__WRITTEN EXERCISE__
How many lines of the data include the string "that"? State the number and nothing else.

(begin)

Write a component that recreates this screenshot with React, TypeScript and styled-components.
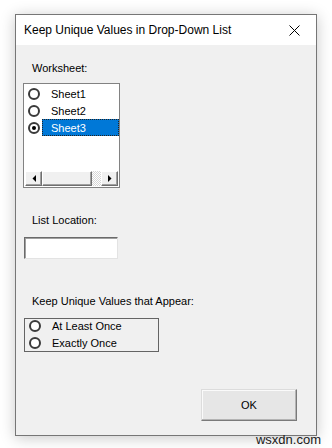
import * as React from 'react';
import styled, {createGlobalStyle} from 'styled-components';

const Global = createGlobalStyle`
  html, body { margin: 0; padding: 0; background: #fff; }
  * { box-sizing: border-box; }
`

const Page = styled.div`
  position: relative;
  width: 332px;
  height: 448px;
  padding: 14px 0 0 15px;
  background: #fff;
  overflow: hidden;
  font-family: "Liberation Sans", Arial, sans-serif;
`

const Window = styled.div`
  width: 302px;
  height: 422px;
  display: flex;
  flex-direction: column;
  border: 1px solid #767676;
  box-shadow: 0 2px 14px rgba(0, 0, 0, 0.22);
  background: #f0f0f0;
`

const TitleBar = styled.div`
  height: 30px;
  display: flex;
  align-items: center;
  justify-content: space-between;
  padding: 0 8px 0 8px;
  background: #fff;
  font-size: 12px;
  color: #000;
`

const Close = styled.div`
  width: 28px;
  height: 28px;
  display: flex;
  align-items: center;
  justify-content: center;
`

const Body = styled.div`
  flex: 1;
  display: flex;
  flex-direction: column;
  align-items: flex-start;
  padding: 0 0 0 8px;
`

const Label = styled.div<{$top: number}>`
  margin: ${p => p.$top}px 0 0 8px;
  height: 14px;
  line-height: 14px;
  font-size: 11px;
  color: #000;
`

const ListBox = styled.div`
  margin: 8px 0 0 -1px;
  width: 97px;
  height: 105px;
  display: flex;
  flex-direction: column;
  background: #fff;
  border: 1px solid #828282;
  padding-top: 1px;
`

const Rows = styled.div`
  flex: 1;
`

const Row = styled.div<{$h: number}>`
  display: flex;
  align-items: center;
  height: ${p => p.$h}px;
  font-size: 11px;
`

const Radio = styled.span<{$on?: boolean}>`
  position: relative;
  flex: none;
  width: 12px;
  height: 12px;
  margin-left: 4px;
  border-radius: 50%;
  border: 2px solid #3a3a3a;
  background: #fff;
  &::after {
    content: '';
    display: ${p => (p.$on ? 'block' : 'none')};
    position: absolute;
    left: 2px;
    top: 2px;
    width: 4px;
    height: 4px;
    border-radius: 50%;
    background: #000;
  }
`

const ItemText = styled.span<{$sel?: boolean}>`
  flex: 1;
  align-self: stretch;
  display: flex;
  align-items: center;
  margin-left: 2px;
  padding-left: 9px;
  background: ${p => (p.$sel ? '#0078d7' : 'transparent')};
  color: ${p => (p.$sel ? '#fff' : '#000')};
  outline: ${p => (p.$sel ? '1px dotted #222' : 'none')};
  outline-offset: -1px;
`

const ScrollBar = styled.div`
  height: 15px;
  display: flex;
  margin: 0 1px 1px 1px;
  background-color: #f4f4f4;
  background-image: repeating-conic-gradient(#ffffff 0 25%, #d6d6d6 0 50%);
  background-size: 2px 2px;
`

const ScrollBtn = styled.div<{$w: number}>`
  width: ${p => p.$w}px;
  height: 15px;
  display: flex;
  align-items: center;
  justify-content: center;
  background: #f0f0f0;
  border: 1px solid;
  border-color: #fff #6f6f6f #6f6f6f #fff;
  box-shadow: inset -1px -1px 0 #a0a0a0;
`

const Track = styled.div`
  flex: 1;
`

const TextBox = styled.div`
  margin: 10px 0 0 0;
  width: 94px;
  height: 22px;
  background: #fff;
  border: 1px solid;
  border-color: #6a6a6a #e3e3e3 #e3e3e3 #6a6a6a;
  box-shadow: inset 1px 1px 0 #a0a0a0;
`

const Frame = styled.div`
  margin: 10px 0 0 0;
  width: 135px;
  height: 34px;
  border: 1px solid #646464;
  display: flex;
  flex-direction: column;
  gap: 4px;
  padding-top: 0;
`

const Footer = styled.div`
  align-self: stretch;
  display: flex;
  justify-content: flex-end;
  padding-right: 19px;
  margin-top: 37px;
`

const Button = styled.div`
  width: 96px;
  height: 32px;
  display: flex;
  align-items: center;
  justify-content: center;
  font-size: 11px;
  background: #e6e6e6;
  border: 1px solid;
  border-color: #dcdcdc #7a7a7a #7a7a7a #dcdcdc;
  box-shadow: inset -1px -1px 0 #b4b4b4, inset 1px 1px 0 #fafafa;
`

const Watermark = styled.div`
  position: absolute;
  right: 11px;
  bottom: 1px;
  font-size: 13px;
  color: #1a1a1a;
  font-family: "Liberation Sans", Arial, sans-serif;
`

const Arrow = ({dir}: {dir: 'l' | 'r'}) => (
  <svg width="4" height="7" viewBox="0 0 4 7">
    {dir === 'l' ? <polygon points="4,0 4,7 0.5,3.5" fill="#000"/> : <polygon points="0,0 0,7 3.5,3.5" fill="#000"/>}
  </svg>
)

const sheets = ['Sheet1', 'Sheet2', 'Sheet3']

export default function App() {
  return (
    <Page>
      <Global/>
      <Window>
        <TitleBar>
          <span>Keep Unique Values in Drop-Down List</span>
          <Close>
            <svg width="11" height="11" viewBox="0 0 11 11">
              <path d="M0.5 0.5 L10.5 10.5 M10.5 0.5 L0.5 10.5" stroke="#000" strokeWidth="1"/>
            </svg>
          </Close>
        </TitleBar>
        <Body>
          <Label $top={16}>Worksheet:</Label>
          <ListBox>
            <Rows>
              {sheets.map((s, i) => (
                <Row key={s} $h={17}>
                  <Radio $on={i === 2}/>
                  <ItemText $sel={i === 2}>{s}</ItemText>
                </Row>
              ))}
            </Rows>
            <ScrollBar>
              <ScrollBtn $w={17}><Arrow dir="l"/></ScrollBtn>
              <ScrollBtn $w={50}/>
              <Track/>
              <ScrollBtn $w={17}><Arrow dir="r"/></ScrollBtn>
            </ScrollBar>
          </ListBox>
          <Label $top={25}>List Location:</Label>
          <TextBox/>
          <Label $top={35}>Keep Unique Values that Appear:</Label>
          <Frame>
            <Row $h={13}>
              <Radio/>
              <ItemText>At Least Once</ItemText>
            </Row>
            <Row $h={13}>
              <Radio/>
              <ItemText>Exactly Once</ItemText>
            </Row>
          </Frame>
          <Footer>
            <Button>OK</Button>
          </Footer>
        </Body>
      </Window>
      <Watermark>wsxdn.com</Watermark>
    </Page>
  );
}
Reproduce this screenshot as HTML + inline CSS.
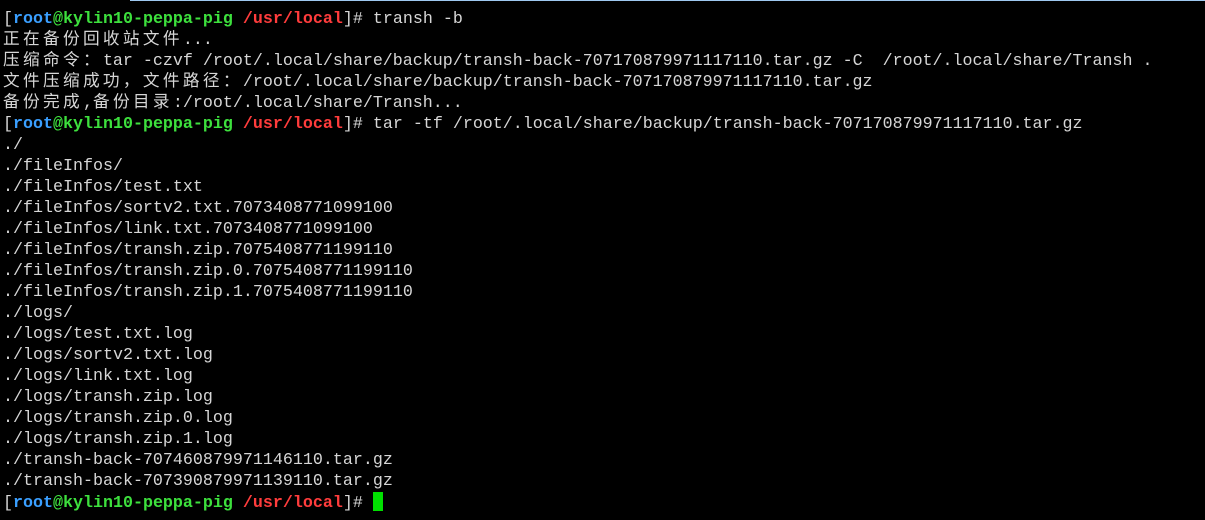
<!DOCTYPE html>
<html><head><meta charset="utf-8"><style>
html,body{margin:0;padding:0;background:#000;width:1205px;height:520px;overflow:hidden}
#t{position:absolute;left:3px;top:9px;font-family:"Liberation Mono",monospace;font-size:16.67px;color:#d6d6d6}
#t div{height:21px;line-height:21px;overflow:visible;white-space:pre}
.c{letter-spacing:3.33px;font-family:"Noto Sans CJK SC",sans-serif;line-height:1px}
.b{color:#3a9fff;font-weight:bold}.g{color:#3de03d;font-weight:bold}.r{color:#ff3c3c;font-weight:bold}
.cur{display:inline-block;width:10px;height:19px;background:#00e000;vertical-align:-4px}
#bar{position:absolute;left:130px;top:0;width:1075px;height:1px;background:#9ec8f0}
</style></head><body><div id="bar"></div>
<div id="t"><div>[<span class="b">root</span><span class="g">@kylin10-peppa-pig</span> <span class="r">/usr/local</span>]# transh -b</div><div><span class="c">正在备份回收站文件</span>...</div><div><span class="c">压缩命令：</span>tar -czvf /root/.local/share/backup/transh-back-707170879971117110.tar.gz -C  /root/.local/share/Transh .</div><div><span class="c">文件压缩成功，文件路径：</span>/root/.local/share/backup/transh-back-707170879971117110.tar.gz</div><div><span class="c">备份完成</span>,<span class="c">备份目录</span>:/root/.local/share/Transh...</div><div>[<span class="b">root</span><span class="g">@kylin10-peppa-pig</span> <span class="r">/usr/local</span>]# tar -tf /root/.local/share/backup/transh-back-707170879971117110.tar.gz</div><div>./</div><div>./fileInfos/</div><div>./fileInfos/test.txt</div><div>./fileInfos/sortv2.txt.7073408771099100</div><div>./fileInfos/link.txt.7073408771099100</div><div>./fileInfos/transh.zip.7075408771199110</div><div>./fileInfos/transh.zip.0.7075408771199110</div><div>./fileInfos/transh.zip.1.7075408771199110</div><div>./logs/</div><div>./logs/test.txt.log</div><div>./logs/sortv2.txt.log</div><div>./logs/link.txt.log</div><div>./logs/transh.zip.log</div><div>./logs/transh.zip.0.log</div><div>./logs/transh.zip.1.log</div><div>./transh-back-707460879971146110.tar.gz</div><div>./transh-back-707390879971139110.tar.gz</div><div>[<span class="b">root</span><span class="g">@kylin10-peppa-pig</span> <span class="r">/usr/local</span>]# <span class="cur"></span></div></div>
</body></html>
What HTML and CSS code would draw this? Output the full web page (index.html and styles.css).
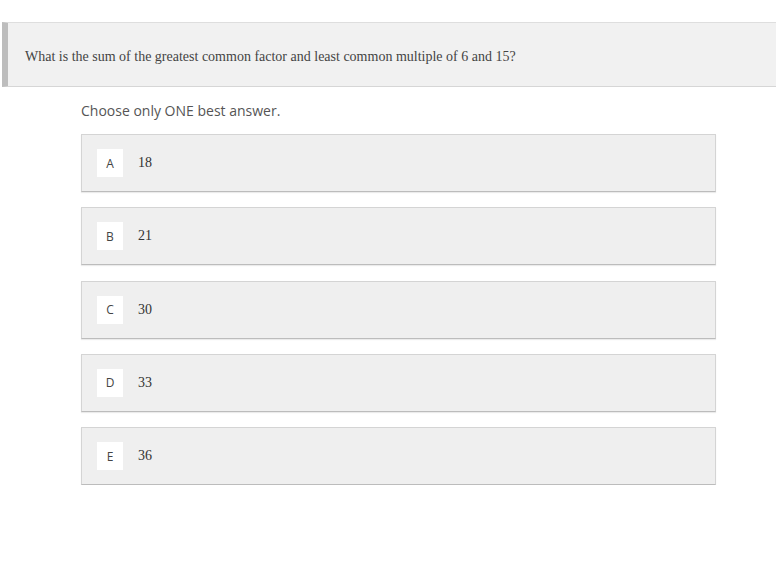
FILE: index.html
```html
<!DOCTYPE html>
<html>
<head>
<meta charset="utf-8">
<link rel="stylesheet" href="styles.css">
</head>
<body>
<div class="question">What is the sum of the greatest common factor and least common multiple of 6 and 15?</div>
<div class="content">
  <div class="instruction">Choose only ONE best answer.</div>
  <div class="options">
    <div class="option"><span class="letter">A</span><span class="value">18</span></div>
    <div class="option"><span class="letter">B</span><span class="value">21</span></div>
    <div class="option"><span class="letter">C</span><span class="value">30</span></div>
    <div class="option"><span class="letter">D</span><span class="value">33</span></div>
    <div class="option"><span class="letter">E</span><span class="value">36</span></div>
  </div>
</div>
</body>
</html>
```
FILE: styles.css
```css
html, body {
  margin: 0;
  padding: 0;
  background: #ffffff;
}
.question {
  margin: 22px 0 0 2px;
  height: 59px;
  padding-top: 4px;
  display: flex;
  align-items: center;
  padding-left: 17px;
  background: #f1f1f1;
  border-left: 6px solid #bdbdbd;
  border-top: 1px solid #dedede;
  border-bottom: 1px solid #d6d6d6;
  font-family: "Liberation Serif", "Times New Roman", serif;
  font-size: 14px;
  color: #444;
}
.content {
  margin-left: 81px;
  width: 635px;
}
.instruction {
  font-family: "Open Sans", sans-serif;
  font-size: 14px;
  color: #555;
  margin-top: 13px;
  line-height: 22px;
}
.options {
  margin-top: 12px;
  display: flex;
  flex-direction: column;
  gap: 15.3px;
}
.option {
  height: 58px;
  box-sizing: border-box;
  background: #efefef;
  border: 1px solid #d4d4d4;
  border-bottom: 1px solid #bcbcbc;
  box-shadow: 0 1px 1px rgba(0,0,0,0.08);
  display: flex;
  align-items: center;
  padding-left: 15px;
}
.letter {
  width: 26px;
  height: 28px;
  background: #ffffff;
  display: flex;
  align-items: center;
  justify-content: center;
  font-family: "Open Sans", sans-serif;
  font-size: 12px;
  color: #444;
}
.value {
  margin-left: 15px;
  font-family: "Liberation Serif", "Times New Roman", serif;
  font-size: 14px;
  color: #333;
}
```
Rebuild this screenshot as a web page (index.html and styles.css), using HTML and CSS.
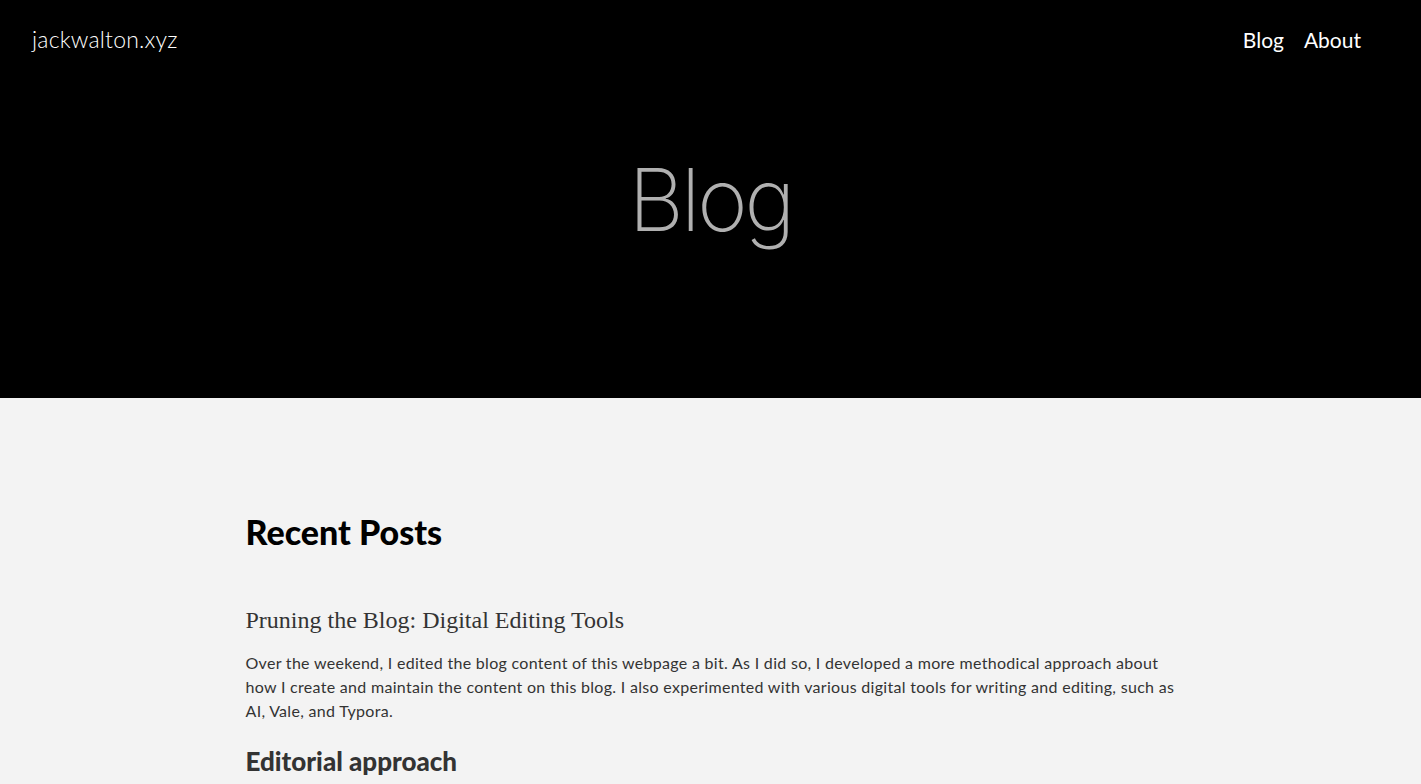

(end)

__COMPLETE ANSWER__
2